Moving on. Two of your friends who decide to 'catch up' on your wall. Look, if I dedicated 8, 374, 981 hours of my life on this social network uploading pictures of me that I think are hot and would like people to see, this account better hell be about me. If it does not concern me, take it elsewhere - like a forum or a chatroom. Or if you are less of a geek, try the telephone. This is no different than you wearing white on my wedding day.

So, practice proper etiquette. Oh yeah, please. Thank you.

Thursday, March 4, 2010

It Wasn't Me

I have an hour or two between classes daily and I like to sit alone in the waiting area with my home made sandwich in one hand, cellphone in the other while listening to rappers grinding their behinds up some hot shawwwty's fine ass on my iPod.

I have this thing about eating alone in public. I mean yes, I hate eating without company but what I mean is, I'm the only one eating away in a waiting room. I find the need to offer everyone else a bite of my sandwich. So, I try to be discreet when I'm munching away on my sandwich. But do you know what fucks it all up? Plastic bags and aluminum foils. The scrunching sound of the plastic bag just wakes up the whole neighborhood. Now everyone in that room knows I'm having a sandwich. Awkward! Once that's done, I have to unwrap my sandwich and the reflection of the aluminum foil just landed Air Force One. So now I just use a sandwich bag.

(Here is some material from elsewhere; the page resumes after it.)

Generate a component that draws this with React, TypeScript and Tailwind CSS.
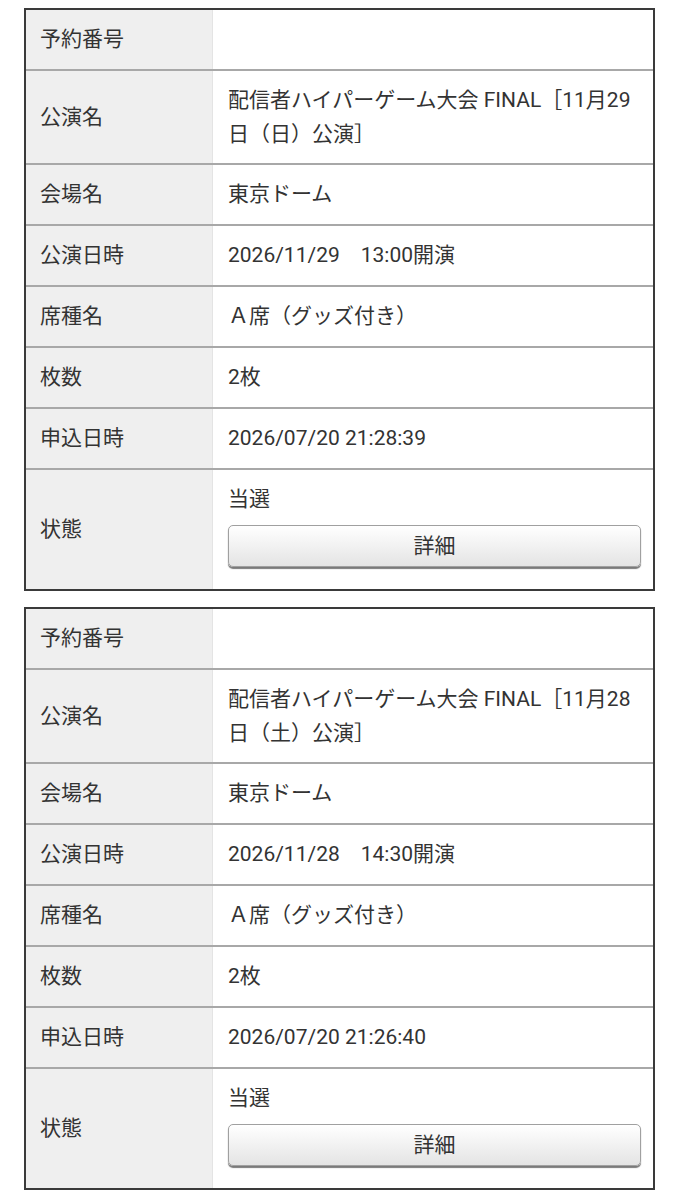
const FONT = "font-['Roboto','Noto_Sans_CJK_JP',sans-serif]";

interface Reservation {
  title: string;
  venue: string;
  date: string;
  seat: string;
  count: string;
  applied: string;
  status: string;
}

const reservations: Reservation[] = [
  {
    title: "配信者ハイパーゲーム大会 FINAL［11月29日（日）公演］",
    venue: "東京ドーム",
    date: "2026/11/29\u300013:00開演",
    seat: "Ａ席（グッズ付き）",
    count: "2枚",
    applied: "2026/07/20 21:28:39",
    status: "当選",
  },
  {
    title: "配信者ハイパーゲーム大会 FINAL［11月28日（土）公演］",
    venue: "東京ドーム",
    date: "2026/11/28\u300014:30開演",
    seat: "Ａ席（グッズ付き）",
    count: "2枚",
    applied: "2026/07/20 21:26:40",
    status: "当選",
  },
];

function Row({
  label,
  children,
  last,
}: {
  label: string;
  children?: React.ReactNode;
  last?: boolean;
}) {
  return (
    <div className={`flex ${last ? "" : "border-b-2 border-[#a8a8a8]"}`}>
      <div className="flex w-[187px] shrink-0 items-center border-r border-[#e4e4e4] bg-[#efefef] pl-[14px]">
        {label}
      </div>
      <div className="min-w-0 flex-1 py-3 pl-[15px] pr-3">{children}</div>
    </div>
  );
}

function ReservationCard({ r }: { r: Reservation }) {
  return (
    <div className="border-2 border-[#3a3a3a] bg-white">
      <Row label="予約番号">
        <div className="h-[35px]" />
      </Row>
      <Row label="公演名">
        <div className="leading-[34px]">{r.title}</div>
      </Row>
      <Row label="会場名">{r.venue}</Row>
      <Row label="公演日時">
        <span className="whitespace-pre">{r.date}</span>
      </Row>
      <Row label="席種名">{r.seat}</Row>
      <Row label="枚数">{r.count}</Row>
      <Row label="申込日時">{r.applied}</Row>
      <Row label="状態" last>
        <div>{r.status}</div>
        <button
          type="button"
          className="mb-[10px] mt-2 flex h-[42px] w-full items-center justify-center rounded-[5px] border border-[#a0a0a0] bg-[linear-gradient(#ffffff,#e4e4e4)] text-[21px] text-[#333] shadow-[0_2px_1px_#7a7a7a]"
        >
          詳細
        </button>
      </Row>
    </div>
  );
}

export default function App() {
  return (
    <div
      className={`${FONT} min-h-[1200px] bg-white px-6 pt-2 text-[21px] leading-[35px] text-[#333]`}
    >
      <div className="flex flex-col gap-4">
        {reservations.map((r, i) => (
          <ReservationCard key={i} r={r} />
        ))}
      </div>
    </div>
  );
}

Next, I need to take a piss before my class. This is another pet peeve of mine. I do not like the idea of someone listening to me taking a leak. It bugs me that they know how much piss I have been holding in. What if they came in later and finishes off before me? So I usually flush to mask the sound of nature's waterfalls with man made whirlpools. This is why I love public restrooms with music playing in the background. Or, toilets in clubs, where no one is sober enough to hear you.

Okay, what about doing a number two? I avoid that all together because I love taking my own sweet time and I release better when not under stress. However, I know I speak for many of you out there when I say you wait for someone to turn the hand dryer on before releasing a load. Or, you flush while dropping a bomb. Next, you pretend and wait five minutes hoping the ventilation fan above sucks all that foul stench you created so the next person who walks in won't know what you did. Because she or he's seen what you look and you might have to kill her. 

Lastly, is it just me or do you get offended when someone walks into the cubicle you just walked out off and leaves right after two seconds to the next stall? AND you didn't even take a dump in that one! That bitch!